• **What is needed**
Quote the whole listing word for word. Do not include the pictures.
-*-*-
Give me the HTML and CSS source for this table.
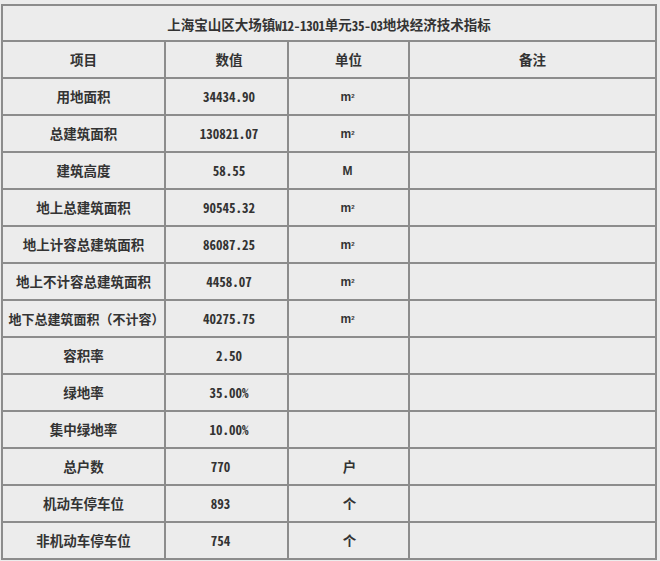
FILE: index.html
```html
<!DOCTYPE html>
<html lang="zh-CN">
<head>
<meta charset="utf-8">
<title>经济技术指标</title>
<link rel="stylesheet" href="styles.css">
</head>
<body>
<div class="sheet">
  <div class="cell title">上海宝山区大场镇<span class="lat">W12-1301</span>单元<span class="lat">35-03</span>地块经济技术指标</div>

  <div class="cell head">项目</div>
  <div class="cell head num-head">数值</div>
  <div class="cell head">单位</div>
  <div class="cell head">备注</div>

  <div class="cell name">用地面积</div>
  <div class="cell num">34434.90</div>
  <div class="cell unit">m<sup>2</sup></div>
  <div class="cell"></div>

  <div class="cell name">总建筑面积</div>
  <div class="cell num">130821.07</div>
  <div class="cell unit">m<sup>2</sup></div>
  <div class="cell"></div>

  <div class="cell name">建筑高度</div>
  <div class="cell num">58.55</div>
  <div class="cell unit">M</div>
  <div class="cell"></div>

  <div class="cell name">地上总建筑面积</div>
  <div class="cell num">90545.32</div>
  <div class="cell unit">m<sup>2</sup></div>
  <div class="cell"></div>

  <div class="cell name">地上计容总建筑面积</div>
  <div class="cell num">86087.25</div>
  <div class="cell unit">m<sup>2</sup></div>
  <div class="cell"></div>

  <div class="cell name">地上不计容总建筑面积</div>
  <div class="cell num">4458.07</div>
  <div class="cell unit">m<sup>2</sup></div>
  <div class="cell"></div>

  <div class="cell name long">地下总建筑面积（不计容）</div>
  <div class="cell num">40275.75</div>
  <div class="cell unit">m<sup>2</sup></div>
  <div class="cell"></div>

  <div class="cell name">容积率</div>
  <div class="cell num">2.50</div>
  <div class="cell unit"></div>
  <div class="cell"></div>

  <div class="cell name">绿地率</div>
  <div class="cell num">35.00%</div>
  <div class="cell unit"></div>
  <div class="cell"></div>

  <div class="cell name">集中绿地率</div>
  <div class="cell num">10.00%</div>
  <div class="cell unit"></div>
  <div class="cell"></div>

  <div class="cell name">总户数</div>
  <div class="cell num int">770</div>
  <div class="cell unit cn">户</div>
  <div class="cell"></div>

  <div class="cell name">机动车停车位</div>
  <div class="cell num int">893</div>
  <div class="cell unit cn">个</div>
  <div class="cell"></div>

  <div class="cell name">非机动车停车位</div>
  <div class="cell num int">754</div>
  <div class="cell unit cn">个</div>
  <div class="cell"></div>
</div>
</body>
</html>
```

FILE: styles.css
```css
html, body {
  margin: 0;
  padding: 0;
  background: #ececec;
}

body {
  padding: 4px 0 0 1px;
  font-family: "Noto Sans CJK SC", "Noto Sans", sans-serif;
  color: #333;
}

.sheet {
  display: grid;
  grid-template-columns: 161px 121px 119px 245px;
  grid-template-rows: 34px repeat(14, 35px);
  gap: 2px;
  padding: 2px;
  width: max-content;
  background: #8c8c8c;
}

.cell {
  background: #ececec;
  display: flex;
  align-items: center;
  justify-content: center;
  white-space: nowrap;
  font-size: 13.5px;
  font-weight: 700;
  line-height: 1;
}

.title {
  grid-column: 1 / -1;
  padding-top: 4px;
  box-sizing: border-box;
  font-size: 13.5px;
}

.title .lat {
  font-family: "Noto Sans Mono CJK SC", "DejaVu Sans Mono", monospace;
  font-size: 13px;
  letter-spacing: -0.3px;
}

.name.long {
  font-size: 13px;
  padding-left: 6px;
}

.num-head {
  padding-left: 5px;
}

.num {
  font-family: "Noto Sans Mono CJK SC", "DejaVu Sans Mono", monospace;
  font-size: 13px;
  font-weight: 700;
  padding-left: 5px;
}

.num.int {
  padding-left: 0;
  padding-right: 12px;
}

.unit {
  font-family: "Liberation Sans", Arial, sans-serif;
  font-size: 12px;
  padding-right: 2px;
}

.unit.cn {
  font-family: "Noto Sans CJK SC", sans-serif;
  font-size: 13.5px;
  padding-left: 4px;
}

.unit sup {
  font-size: 6px;
  position: relative;
  top: -1px;
  vertical-align: super;
}
```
-*-*-
• **Result below**
Give me the HTML and CSS source for this table.
FILE: index.html
```html
<!DOCTYPE html>
<html lang="zh-CN">
<head>
<meta charset="utf-8">
<title>经济技术指标</title>
<link rel="stylesheet" href="styles.css">
</head>
<body>
<div class="sheet">
  <div class="cell title">上海宝山区大场镇<span class="lat">W12-1301</span>单元<span class="lat">35-03</span>地块经济技术指标</div>

  <div class="cell head">项目</div>
  <div class="cell head num-head">数值</div>
  <div class="cell head">单位</div>
  <div class="cell head">备注</div>

  <div class="cell name">用地面积</div>
  <div class="cell num">34434.90</div>
  <div class="cell unit">m<sup>2</sup></div>
  <div class="cell"></div>

  <div class="cell name">总建筑面积</div>
  <div class="cell num">130821.07</div>
  <div class="cell unit">m<sup>2</sup></div>
  <div class="cell"></div>

  <div class="cell name">建筑高度</div>
  <div class="cell num">58.55</div>
  <div class="cell unit">M</div>
  <div class="cell"></div>

  <div class="cell name">地上总建筑面积</div>
  <div class="cell num">90545.32</div>
  <div class="cell unit">m<sup>2</sup></div>
  <div class="cell"></div>

  <div class="cell name">地上计容总建筑面积</div>
  <div class="cell num">86087.25</div>
  <div class="cell unit">m<sup>2</sup></div>
  <div class="cell"></div>

  <div class="cell name">地上不计容总建筑面积</div>
  <div class="cell num">4458.07</div>
  <div class="cell unit">m<sup>2</sup></div>
  <div class="cell"></div>

  <div class="cell name long">地下总建筑面积（不计容）</div>
  <div class="cell num">40275.75</div>
  <div class="cell unit">m<sup>2</sup></div>
  <div class="cell"></div>

  <div class="cell name">容积率</div>
  <div class="cell num">2.50</div>
  <div class="cell unit"></div>
  <div class="cell"></div>

  <div class="cell name">绿地率</div>
  <div class="cell num">35.00%</div>
  <div class="cell unit"></div>
  <div class="cell"></div>

  <div class="cell name">集中绿地率</div>
  <div class="cell num">10.00%</div>
  <div class="cell unit"></div>
  <div class="cell"></div>

  <div class="cell name">总户数</div>
  <div class="cell num int">770</div>
  <div class="cell unit cn">户</div>
  <div class="cell"></div>

  <div class="cell name">机动车停车位</div>
  <div class="cell num int">893</div>
  <div class="cell unit cn">个</div>
  <div class="cell"></div>

  <div class="cell name">非机动车停车位</div>
  <div class="cell num int">754</div>
  <div class="cell unit cn">个</div>
  <div class="cell"></div>
</div>
</body>
</html>
```

FILE: styles.css
```css
html, body {
  margin: 0;
  padding: 0;
  background: #ececec;
}

body {
  padding: 4px 0 0 1px;
  font-family: "Noto Sans CJK SC", "Noto Sans", sans-serif;
  color: #333;
}

.sheet {
  display: grid;
  grid-template-columns: 161px 121px 119px 245px;
  grid-template-rows: 34px repeat(14, 35px);
  gap: 2px;
  padding: 2px;
  width: max-content;
  background: #8c8c8c;
}

.cell {
  background: #ececec;
  display: flex;
  align-items: center;
  justify-content: center;
  white-space: nowrap;
  font-size: 13.5px;
  font-weight: 700;
  line-height: 1;
}

.title {
  grid-column: 1 / -1;
  padding-top: 4px;
  box-sizing: border-box;
  font-size: 13.5px;
}

.title .lat {
  font-family: "Noto Sans Mono CJK SC", "DejaVu Sans Mono", monospace;
  font-size: 13px;
  letter-spacing: -0.3px;
}

.name.long {
  font-size: 13px;
  padding-left: 6px;
}

.num-head {
  padding-left: 5px;
}

.num {
  font-family: "Noto Sans Mono CJK SC", "DejaVu Sans Mono", monospace;
  font-size: 13px;
  font-weight: 700;
  padding-left: 5px;
}

.num.int {
  padding-left: 0;
  padding-right: 12px;
}

.unit {
  font-family: "Liberation Sans", Arial, sans-serif;
  font-size: 12px;
  padding-right: 2px;
}

.unit.cn {
  font-family: "Noto Sans CJK SC", sans-serif;
  font-size: 13.5px;
  padding-left: 4px;
}

.unit sup {
  font-size: 6px;
  position: relative;
  top: -1px;
  vertical-align: super;
}
```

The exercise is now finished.